Multi-domain physics-based loss design for seismic response prediction

Accurate prediction of time-history responses is essential for evaluating structural performance under dynamic loading. Machine learning regression models offer the advantages of rapid, real-time, and high-accuracy predictions. However, their “black-box” nature poses challenges to interpretability and limits their broader application in structural engineering. To address this limitation, we propose a multi-domain physics-informed seismic response prediction strategy. This approach incorporates physics knowledge from the time, frequency, and energy domains into deep learning models via a customized loss function. Building upon conventional time-domain loss, we present a multi-scale frequency-domain loss to capture low-frequency components that are strongly correlated with structural characteristics, as well as momentum-based and energy-based losses that enforce consistency with fundamental dynamic principles.

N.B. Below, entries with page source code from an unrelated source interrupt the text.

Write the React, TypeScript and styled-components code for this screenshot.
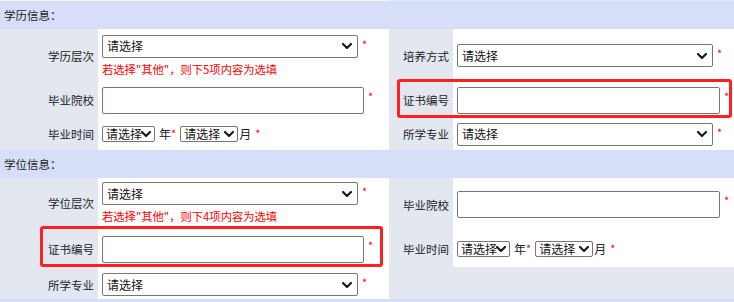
import styled, { createGlobalStyle } from "styled-components";

const GlobalStyle = createGlobalStyle`
  body {
    margin: 0;
    background: #ffffff;
    font-family: "Microsoft YaHei", "Noto Sans CJK SC", "Noto Sans", sans-serif;
    font-size: 11.5px;
    color: #222;
  }
`;

const OPTION = "请选择";

export default function App() {
  return (
    <Page>
      <GlobalStyle />
      <TopEdge />

      <SectionHeader>学历信息：</SectionHeader>
      <Section>
        <Half $labelWidth="98px" $rows="53px 36px 32px">
          <Label>学历层次</Label>
          <Value>
            <FieldLine>
              <Dropdown width={256} />
              <Star>*</Star>
            </FieldLine>
            <Hint>若选择"其他"，则下5项内容为选填</Hint>
          </Value>

          <Label>毕业院校</Label>
          <Value>
            <FieldLine>
              <TextInput $width="262px" />
              <Star>*</Star>
            </FieldLine>
          </Value>

          <Label>毕业时间</Label>
          <Value>
            <DateLine />
          </Value>
        </Half>

        <Half $labelWidth="64px" $rows="53px 36px 32px">
          <Label>培养方式</Label>
          <Value>
            <FieldLine>
              <Dropdown width={256} />
              <Star>*</Star>
            </FieldLine>
          </Value>

          <Label>证书编号</Label>
          <Value>
            <FieldLine>
              <TextInput $width="263px" />
              <Star>*</Star>
            </FieldLine>
          </Value>

          <Label>所学专业</Label>
          <Value>
            <FieldLine>
              <Dropdown width={256} />
              <Star>*</Star>
            </FieldLine>
          </Value>
        </Half>
      </Section>

      <SectionHeader>学位信息：</SectionHeader>
      <Section>
        <Half $labelWidth="98px" $rows="50px 42px 29px">
          <Label>学位层次</Label>
          <Value>
            <FieldLine>
              <Dropdown width={256} />
              <Star>*</Star>
            </FieldLine>
            <Hint>若选择"其他"，则下4项内容为选填</Hint>
          </Value>

          <Label>证书编号</Label>
          <Value>
            <FieldLine>
              <TextInput $width="262px" />
              <Star>*</Star>
            </FieldLine>
          </Value>

          <Label>所学专业</Label>
          <Value>
            <FieldLine>
              <Dropdown width={256} />
              <Star>*</Star>
            </FieldLine>
          </Value>
        </Half>

        <Half $labelWidth="64px" $rows="53px 36px 32px">
          <Label>毕业院校</Label>
          <Value>
            <FieldLine>
              <TextInput $width="263px" />
              <Star>*</Star>
            </FieldLine>
          </Value>

          <Label>毕业时间</Label>
          <Value>
            <DateLine />
          </Value>

          <EmptyCell />
        </Half>
      </Section>

      <BottomEdge />

      <Highlight $left={397} $top={79} $width={335} $height={39} />
      <Highlight $left={40} $top={226} $width={343} $height={41} />
    </Page>
  );
}

function Dropdown({ width, small = false }: { width: number; small?: boolean }) {
  return (
    <SelectWrap $small={small}>
      <Select $small={small} style={{ width }}>
        <option>{OPTION}</option>
      </Select>
      <Arrow viewBox="0 0 10 6" $small={small}>
        <polyline points="1,1 5,5 9,1" />
      </Arrow>
    </SelectWrap>
  );
}

function DateLine() {
  return (
    <DateRow>
      <Dropdown width={53} small />
      <Unit $gap={4}>年</Unit>
      <DateStar>*</DateStar>
      <Dropdown width={58} small />
      <Unit $gap={1}>月</Unit>
      <DateStar $gap={4}>*</DateStar>
    </DateRow>
  );
}

const Page = styled.div`
  position: relative;
  width: 734px;
  height: 302px;
  overflow: hidden;
`;

const TopEdge = styled.div`
  height: 1px;
  background: linear-gradient(to right, #f4f6fb 389px, #e2e7f0 389px);
`;

const SectionHeader = styled.div`
  height: 28px;
  line-height: 28px;
  padding-left: 4px;
  background: #d6dff7;
  color: #222;
`;

const BottomEdge = styled.div`
  height: 3px;
  background: #d6dff7;
`;

const Section = styled.div`
  display: grid;
  grid-template-columns: 389px 345px;
  height: 121px;
`;

const Half = styled.div<{ $labelWidth: string; $rows: string }>`
  display: grid;
  grid-template-columns: ${(p) => p.$labelWidth} 1fr;
  grid-template-rows: ${(p) => p.$rows};
`;

const Label = styled.div`
  display: flex;
  align-items: center;
  justify-content: flex-end;
  padding-right: 4px;
  background: #e2e7f0;
  color: #222;
  white-space: nowrap;
`;

const Value = styled.div`
  display: flex;
  flex-direction: column;
  justify-content: center;
  padding-left: 4px;
  background: #ffffff;
`;

const EmptyCell = styled.div`
  grid-column: 1 / span 2;
  background: #e2e7f0;
`;

const FieldLine = styled.div`
  display: flex;
  align-items: flex-start;
`;

const Star = styled.span`
  margin-top: 1px;
  margin-left: 4px;
  color: #ff0000;
  font-size: 11px;
  line-height: 16px;
`;

const DateRow = styled.div`
  display: flex;
  align-items: center;
  line-height: 16px;
  white-space: nowrap;
`;

const Unit = styled.span<{ $gap: number }>`
  margin-left: ${(p) => p.$gap}px;
  font-size: 12px;
  color: #222;
`;

const DateStar = styled.span<{ $gap?: number }>`
  align-self: flex-start;
  margin: -1px 4px 0 ${(p) => p.$gap ?? 0}px;
  color: #ff0000;
  font-size: 11px;
  line-height: 16px;
`;

const SelectWrap = styled.span<{ $small: boolean }>`
  position: relative;
  display: inline-flex;
  height: ${(p) => (p.$small ? "16px" : "23px")};
`;

const Select = styled.select<{ $small: boolean }>`
  box-sizing: border-box;
  height: 100%;
  margin: 0;
  padding: ${(p) => (p.$small ? "0 12px 0 3px" : "0 18px 0 4px")};
  border: 1px solid #767676;
  border-radius: 2px;
  background: #ffffff;
  color: #111;
  font-family: "Microsoft YaHei", "Noto Sans CJK SC", sans-serif;
  font-size: 12px;
  line-height: 1;
  appearance: none;
  -webkit-appearance: none;
  outline: none;
`;

const Arrow = styled.svg<{ $small: boolean }>`
  position: absolute;
  right: ${(p) => (p.$small ? "4px" : "6px")};
  top: 50%;
  width: 10px;
  height: 6px;
  transform: translateY(-50%);
  fill: none;
  stroke: #1a1a1a;
  stroke-width: 2.2;
  stroke-linecap: round;
  stroke-linejoin: round;
  pointer-events: none;
`;

const TextInput = styled.input<{ $width: string }>`
  box-sizing: border-box;
  width: ${(p) => p.$width};
  height: 27px;
  margin: 0;
  border: 1px solid #767676;
  border-radius: 2px;
  background: #ffffff;
`;

const Hint = styled.div`
  margin-top: 3px;
  color: #ff0000;
  font-size: 11.3px;
  line-height: 16px;
  white-space: nowrap;
`;

const Highlight = styled.div<{
  $left: number;
  $top: number;
  $width: number;
  $height: number;
}>`
  position: absolute;
  left: ${(p) => p.$left}px;
  top: ${(p) => p.$top}px;
  width: ${(p) => p.$width}px;
  height: ${(p) => p.$height}px;
  box-sizing: border-box;
  border: 3px solid #ff2020;
  border-radius: 3px;
  pointer-events: none;
`;
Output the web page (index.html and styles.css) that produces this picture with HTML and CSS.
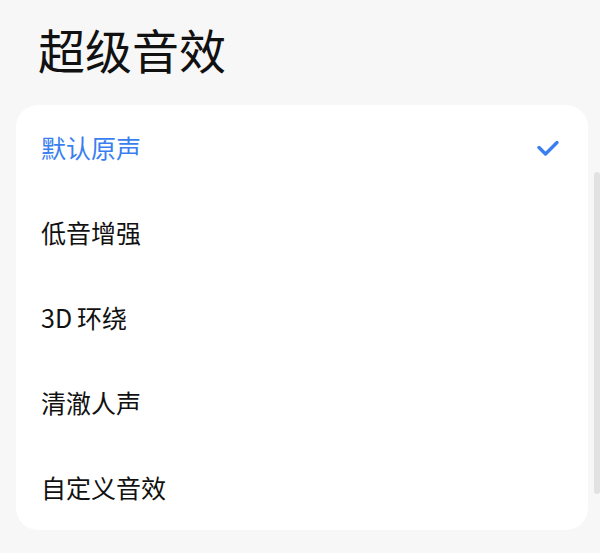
FILE: index.html
```html
<!DOCTYPE html>
<html lang="zh">
<head>
<meta charset="utf-8">
<link rel="stylesheet" href="styles.css">
</head>
<body>
<div class="page">
  <h1 class="title">超级音效</h1>
  <div class="card">
    <div class="row active">
      <span class="label">默认原声</span>
      <svg class="check" width="24" height="20" viewBox="0 0 24 20"><path d="M3 9.5 L9.5 16 L21 4.5" fill="none" stroke="#3a7ff0" stroke-width="3.4" stroke-linecap="round" stroke-linejoin="round"/></svg>
    </div>
    <div class="row"><span class="label">低音增强</span></div>
    <div class="row"><span class="label">3D<span class="gap"></span>环绕</span></div>
    <div class="row"><span class="label">清澈人声</span></div>
    <div class="row"><span class="label">自定义音效</span></div>
  </div>
  <div class="scrollbar"></div>
</div>
</body>
</html>
```

FILE: styles.css
```css
html, body {
  margin: 0;
  padding: 0;
  background: #f7f7f7;
  width: 600px;
  height: 553px;
  overflow: hidden;
}
.page {
  position: relative;
  padding: 0 12px 0 16px;
  font-family: "Noto Sans CJK SC", "Noto Sans", sans-serif;
}
.title {
  margin: 0;
  padding: 20px 0 0 22px;
  height: 105px;
  box-sizing: border-box;
  font-size: 47px;
  font-weight: 400;
  line-height: 58px;
  color: #111;
}
.card {
  background: #fff;
  border-radius: 22px;
  width: 572px;
}
.row {
  height: 85px;
  display: flex;
  align-items: center;
  justify-content: space-between;
  padding: 0 28px 0 25px;
}
.label {
  font-size: 25px;
  color: #111;
  line-height: 1;
}
.gap {
  display: inline-block;
  width: 5px;
}
.row.active .label {
  color: #3a7ff0;
}
.check {
  display: block;
}
.scrollbar {
  position: absolute;
  right: 0;
  top: 172px;
  width: 6px;
  height: 322px;
  border-radius: 3px;
  background: #e2e2e2;
}
```
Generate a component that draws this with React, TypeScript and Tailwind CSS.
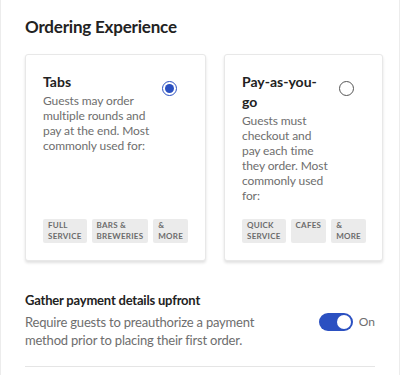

Experimental evaluations on two numerical simulation datasets and two shaking table test datasets indicate that the proposed strategy significantly enhances the prediction accuracy of both purely data-driven and data–knowledge-driven models. Specifically, it achieves an average improvement of 4 % in prediction confidence level within a ± 10 % confidence interval. Furthermore, ablation studies illustrate the positive contribution of the multi-scale frequency-domain and energy-domain losses to overall predictive performance.